Requirements — Retype exactly what runs from the first line of the data to the line with "const GEAR_TEETH = 14;", keeping both of those lines and skipping pictures.

——————————

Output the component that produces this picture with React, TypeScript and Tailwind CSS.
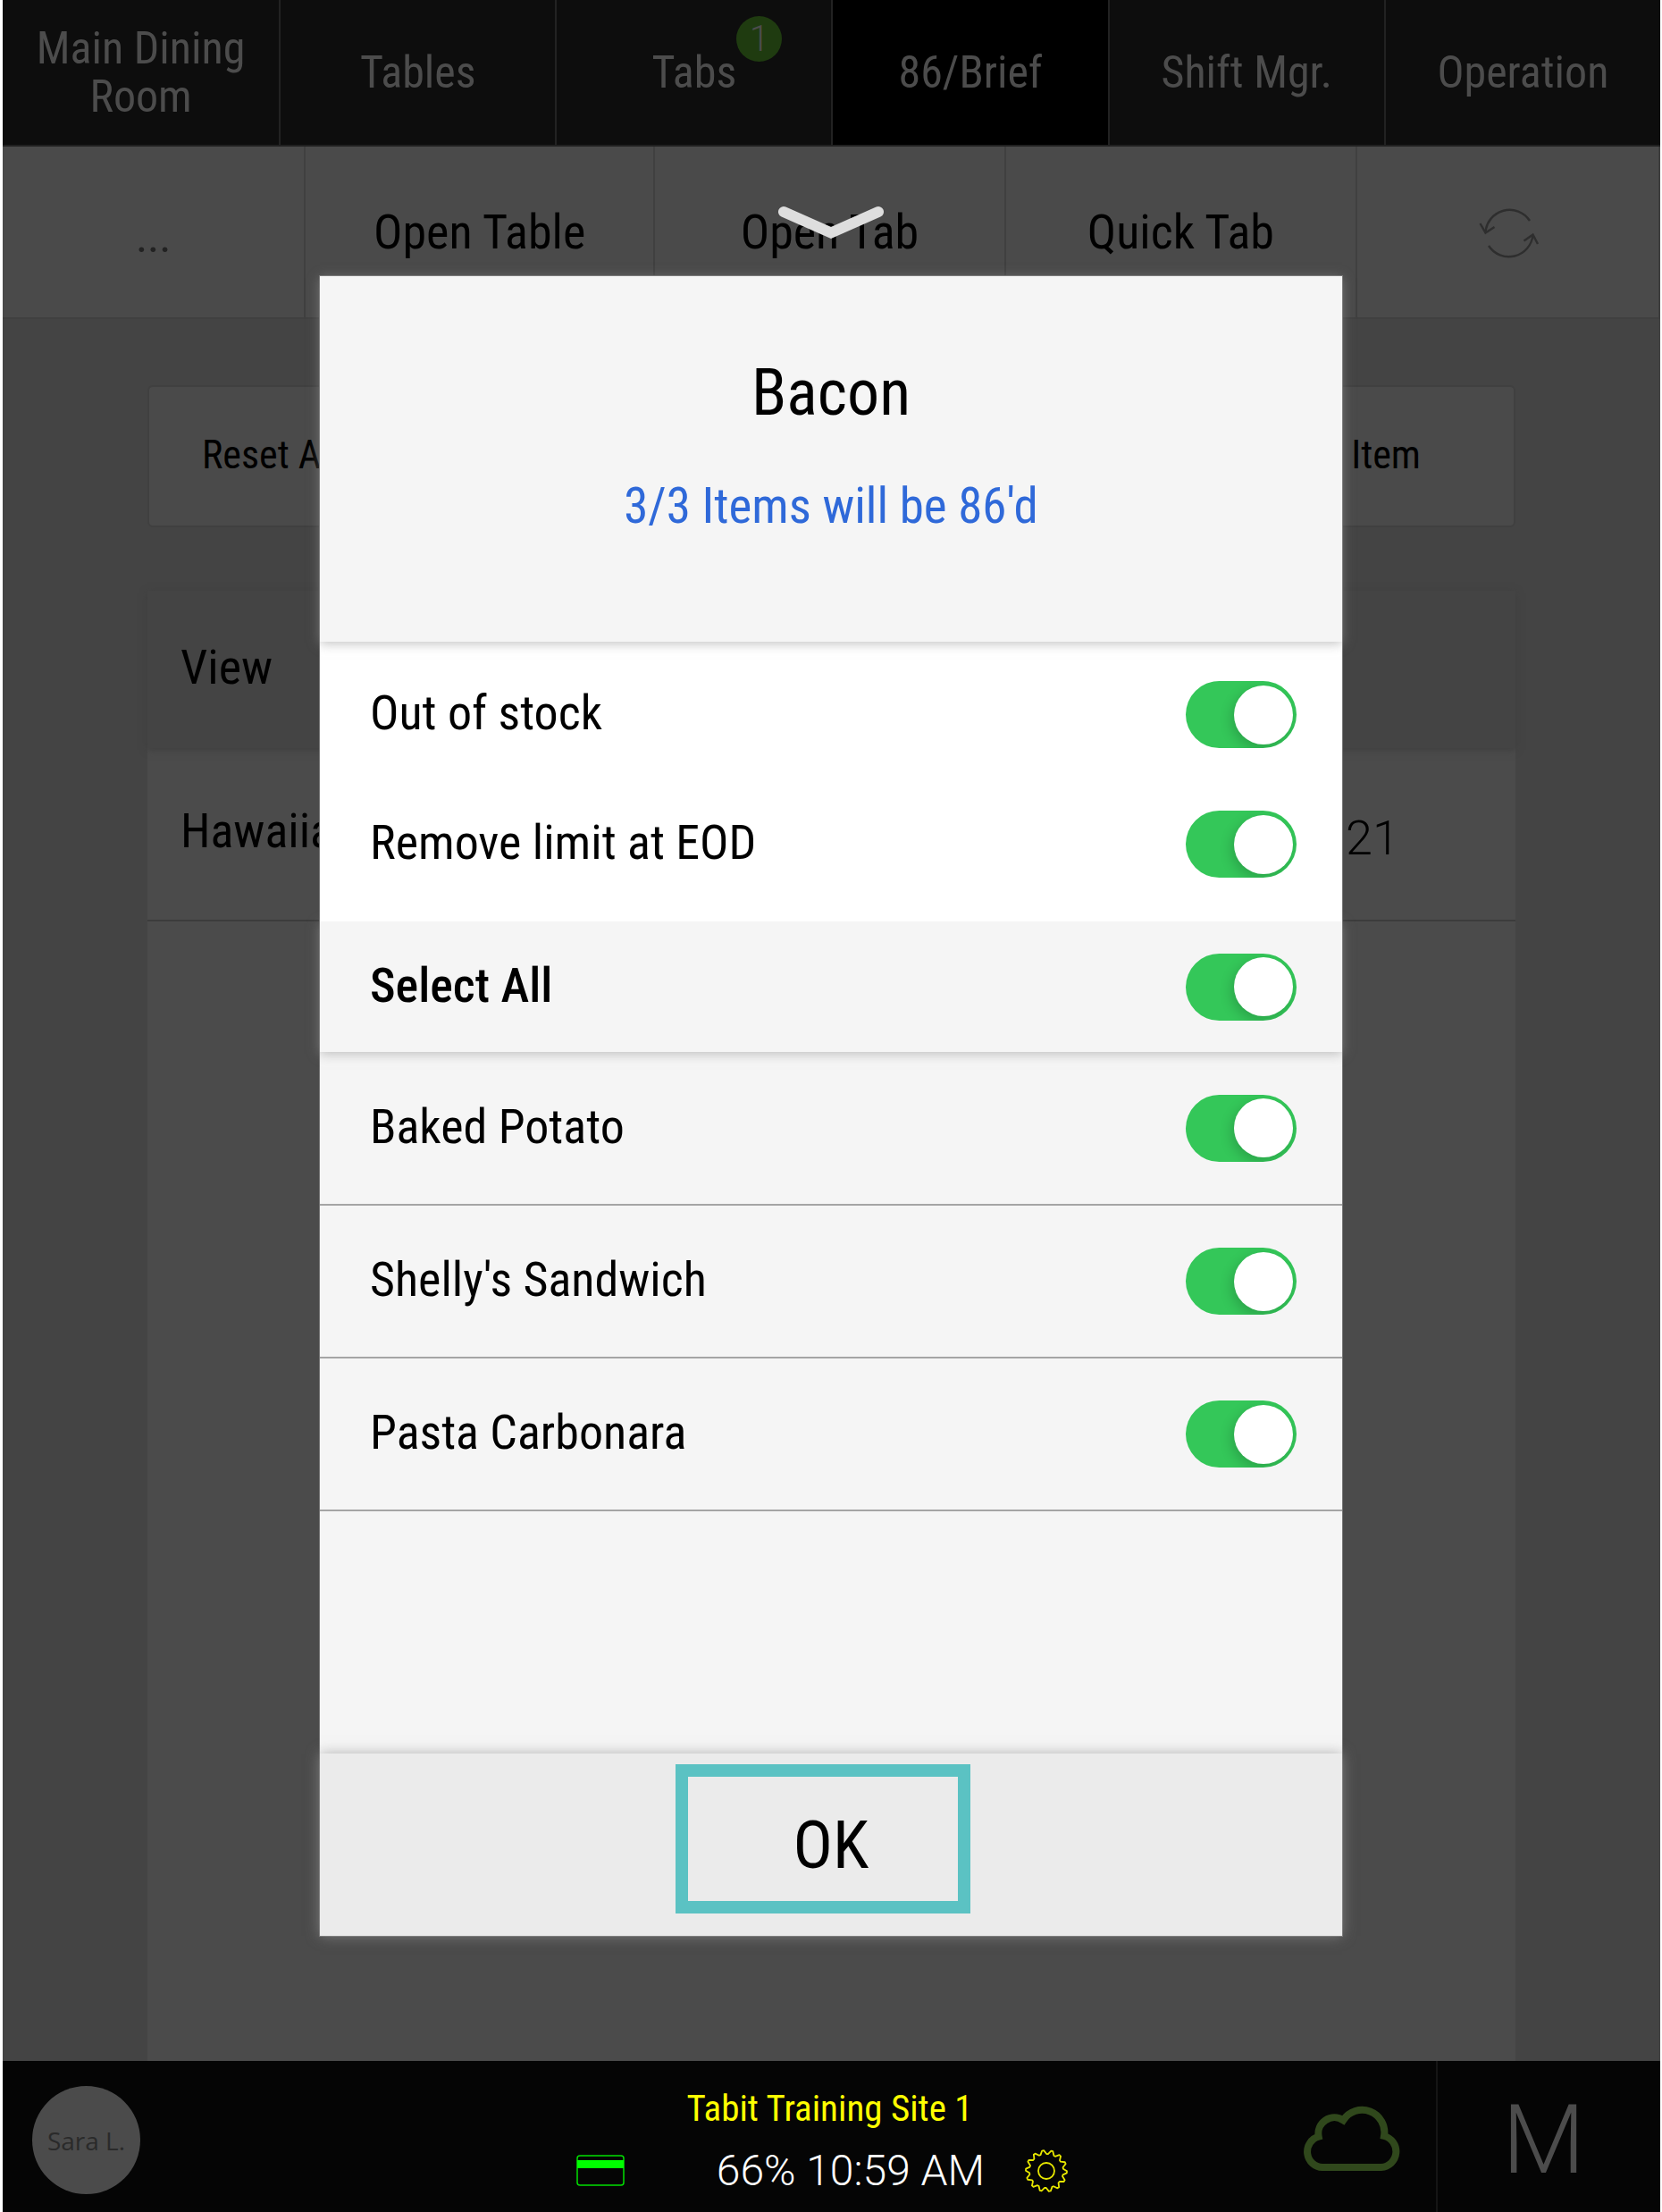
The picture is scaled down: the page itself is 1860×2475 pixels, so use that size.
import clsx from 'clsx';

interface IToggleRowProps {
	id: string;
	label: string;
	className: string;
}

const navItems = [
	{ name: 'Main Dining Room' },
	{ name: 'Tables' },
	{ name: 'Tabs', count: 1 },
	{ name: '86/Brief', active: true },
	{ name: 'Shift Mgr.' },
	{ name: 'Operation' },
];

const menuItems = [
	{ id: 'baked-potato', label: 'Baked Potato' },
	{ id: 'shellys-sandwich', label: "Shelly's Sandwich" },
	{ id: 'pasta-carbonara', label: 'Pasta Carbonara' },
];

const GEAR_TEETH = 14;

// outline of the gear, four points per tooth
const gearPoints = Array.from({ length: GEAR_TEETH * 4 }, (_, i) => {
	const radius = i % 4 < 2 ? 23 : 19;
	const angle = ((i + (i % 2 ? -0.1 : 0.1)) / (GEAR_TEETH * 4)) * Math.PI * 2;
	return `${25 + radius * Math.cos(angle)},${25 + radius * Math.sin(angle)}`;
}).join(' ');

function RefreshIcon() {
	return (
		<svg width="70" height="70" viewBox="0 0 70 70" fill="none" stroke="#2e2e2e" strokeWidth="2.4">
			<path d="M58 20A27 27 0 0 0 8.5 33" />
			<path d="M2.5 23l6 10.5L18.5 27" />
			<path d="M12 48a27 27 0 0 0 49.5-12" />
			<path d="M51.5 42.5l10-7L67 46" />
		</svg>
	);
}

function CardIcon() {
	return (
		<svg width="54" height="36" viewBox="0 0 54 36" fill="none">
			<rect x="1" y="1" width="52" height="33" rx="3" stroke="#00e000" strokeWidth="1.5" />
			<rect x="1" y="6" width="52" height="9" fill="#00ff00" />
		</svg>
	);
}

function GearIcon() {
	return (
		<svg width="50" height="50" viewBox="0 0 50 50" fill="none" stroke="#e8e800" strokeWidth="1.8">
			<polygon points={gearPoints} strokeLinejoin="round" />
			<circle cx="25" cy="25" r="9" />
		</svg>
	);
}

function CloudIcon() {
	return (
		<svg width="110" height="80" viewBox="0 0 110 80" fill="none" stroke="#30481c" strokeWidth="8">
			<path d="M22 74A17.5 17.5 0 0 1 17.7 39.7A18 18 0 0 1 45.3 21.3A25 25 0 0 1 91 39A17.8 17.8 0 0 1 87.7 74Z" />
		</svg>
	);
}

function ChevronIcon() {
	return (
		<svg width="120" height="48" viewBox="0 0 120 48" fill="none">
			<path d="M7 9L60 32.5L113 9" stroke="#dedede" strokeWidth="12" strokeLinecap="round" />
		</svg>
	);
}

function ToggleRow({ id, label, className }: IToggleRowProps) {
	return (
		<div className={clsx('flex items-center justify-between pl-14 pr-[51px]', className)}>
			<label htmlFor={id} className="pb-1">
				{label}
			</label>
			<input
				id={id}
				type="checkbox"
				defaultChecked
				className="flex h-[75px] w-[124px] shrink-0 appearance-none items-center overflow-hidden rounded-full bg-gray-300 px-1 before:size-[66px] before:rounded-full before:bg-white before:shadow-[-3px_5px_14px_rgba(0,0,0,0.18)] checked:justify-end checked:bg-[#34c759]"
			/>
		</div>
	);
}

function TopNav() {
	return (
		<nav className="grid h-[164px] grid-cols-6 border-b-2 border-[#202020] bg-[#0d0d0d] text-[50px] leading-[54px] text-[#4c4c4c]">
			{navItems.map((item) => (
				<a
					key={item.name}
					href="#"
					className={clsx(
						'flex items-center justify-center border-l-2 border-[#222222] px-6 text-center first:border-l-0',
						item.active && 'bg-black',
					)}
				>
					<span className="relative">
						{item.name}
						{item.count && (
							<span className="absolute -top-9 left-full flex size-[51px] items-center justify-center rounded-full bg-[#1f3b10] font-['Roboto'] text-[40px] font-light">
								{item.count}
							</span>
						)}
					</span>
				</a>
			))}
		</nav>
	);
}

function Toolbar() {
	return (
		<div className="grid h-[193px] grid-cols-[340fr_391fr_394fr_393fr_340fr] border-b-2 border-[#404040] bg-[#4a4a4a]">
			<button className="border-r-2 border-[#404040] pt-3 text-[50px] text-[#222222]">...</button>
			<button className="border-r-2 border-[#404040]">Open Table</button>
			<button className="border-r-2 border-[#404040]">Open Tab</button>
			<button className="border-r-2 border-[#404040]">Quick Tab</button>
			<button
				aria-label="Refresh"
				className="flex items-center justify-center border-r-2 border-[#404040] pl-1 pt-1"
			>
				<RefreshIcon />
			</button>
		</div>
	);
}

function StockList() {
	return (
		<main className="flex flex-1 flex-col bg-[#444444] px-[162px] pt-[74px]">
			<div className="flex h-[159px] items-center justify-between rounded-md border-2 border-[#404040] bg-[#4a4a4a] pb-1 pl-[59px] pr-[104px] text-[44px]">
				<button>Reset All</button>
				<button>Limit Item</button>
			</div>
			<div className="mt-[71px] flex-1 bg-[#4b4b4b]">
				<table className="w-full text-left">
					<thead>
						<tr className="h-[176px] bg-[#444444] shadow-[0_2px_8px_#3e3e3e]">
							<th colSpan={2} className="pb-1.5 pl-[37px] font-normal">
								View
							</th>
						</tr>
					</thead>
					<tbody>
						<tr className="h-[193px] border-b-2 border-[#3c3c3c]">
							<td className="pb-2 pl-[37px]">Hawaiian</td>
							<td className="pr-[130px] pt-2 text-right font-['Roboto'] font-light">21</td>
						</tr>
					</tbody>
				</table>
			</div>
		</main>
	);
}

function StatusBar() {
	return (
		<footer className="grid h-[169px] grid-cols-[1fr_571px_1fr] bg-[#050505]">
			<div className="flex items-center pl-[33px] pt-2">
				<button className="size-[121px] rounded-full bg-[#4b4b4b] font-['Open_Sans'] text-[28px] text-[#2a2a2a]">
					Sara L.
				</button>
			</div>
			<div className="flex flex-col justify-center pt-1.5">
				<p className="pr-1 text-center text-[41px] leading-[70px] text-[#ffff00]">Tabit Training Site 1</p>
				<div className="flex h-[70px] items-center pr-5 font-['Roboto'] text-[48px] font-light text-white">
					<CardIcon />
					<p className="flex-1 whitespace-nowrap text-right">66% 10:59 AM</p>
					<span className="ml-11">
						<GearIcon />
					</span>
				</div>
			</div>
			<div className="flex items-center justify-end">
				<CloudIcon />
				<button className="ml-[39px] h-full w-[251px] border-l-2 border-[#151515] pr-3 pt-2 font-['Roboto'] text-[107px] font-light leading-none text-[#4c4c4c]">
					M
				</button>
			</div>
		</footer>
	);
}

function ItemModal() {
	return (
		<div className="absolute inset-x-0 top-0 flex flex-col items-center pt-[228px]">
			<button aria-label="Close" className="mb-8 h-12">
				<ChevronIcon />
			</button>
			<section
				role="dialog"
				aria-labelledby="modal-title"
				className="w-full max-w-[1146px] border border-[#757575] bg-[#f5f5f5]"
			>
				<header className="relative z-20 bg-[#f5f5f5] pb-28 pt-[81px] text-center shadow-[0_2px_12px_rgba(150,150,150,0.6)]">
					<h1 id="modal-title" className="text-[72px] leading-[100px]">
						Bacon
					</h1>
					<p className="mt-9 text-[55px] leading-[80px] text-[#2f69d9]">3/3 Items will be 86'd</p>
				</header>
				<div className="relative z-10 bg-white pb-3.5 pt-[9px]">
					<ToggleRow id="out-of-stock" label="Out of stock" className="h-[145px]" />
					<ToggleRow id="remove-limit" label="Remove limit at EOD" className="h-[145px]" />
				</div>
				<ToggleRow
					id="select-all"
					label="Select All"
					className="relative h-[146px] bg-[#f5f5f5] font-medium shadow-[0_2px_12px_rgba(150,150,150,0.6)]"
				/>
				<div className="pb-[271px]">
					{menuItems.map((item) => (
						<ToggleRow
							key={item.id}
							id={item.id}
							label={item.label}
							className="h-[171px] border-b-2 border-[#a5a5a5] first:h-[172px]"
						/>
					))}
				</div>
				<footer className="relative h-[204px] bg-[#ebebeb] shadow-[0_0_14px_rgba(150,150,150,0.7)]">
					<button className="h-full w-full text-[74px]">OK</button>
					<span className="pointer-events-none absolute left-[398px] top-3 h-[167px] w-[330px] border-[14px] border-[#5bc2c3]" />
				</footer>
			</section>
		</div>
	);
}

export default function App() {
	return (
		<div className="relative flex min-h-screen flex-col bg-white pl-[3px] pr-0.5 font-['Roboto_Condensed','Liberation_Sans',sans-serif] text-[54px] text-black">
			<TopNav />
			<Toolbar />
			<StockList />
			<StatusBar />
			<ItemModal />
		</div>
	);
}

——————————

Finished answer —
Output the component that produces this picture with React, TypeScript and Tailwind CSS.
The picture is scaled down: the page itself is 1860×2475 pixels, so use that size.
import clsx from 'clsx';

interface IToggleRowProps {
	id: string;
	label: string;
	className: string;
}

const navItems = [
	{ name: 'Main Dining Room' },
	{ name: 'Tables' },
	{ name: 'Tabs', count: 1 },
	{ name: '86/Brief', active: true },
	{ name: 'Shift Mgr.' },
	{ name: 'Operation' },
];

const menuItems = [
	{ id: 'baked-potato', label: 'Baked Potato' },
	{ id: 'shellys-sandwich', label: "Shelly's Sandwich" },
	{ id: 'pasta-carbonara', label: 'Pasta Carbonara' },
];

const GEAR_TEETH = 14;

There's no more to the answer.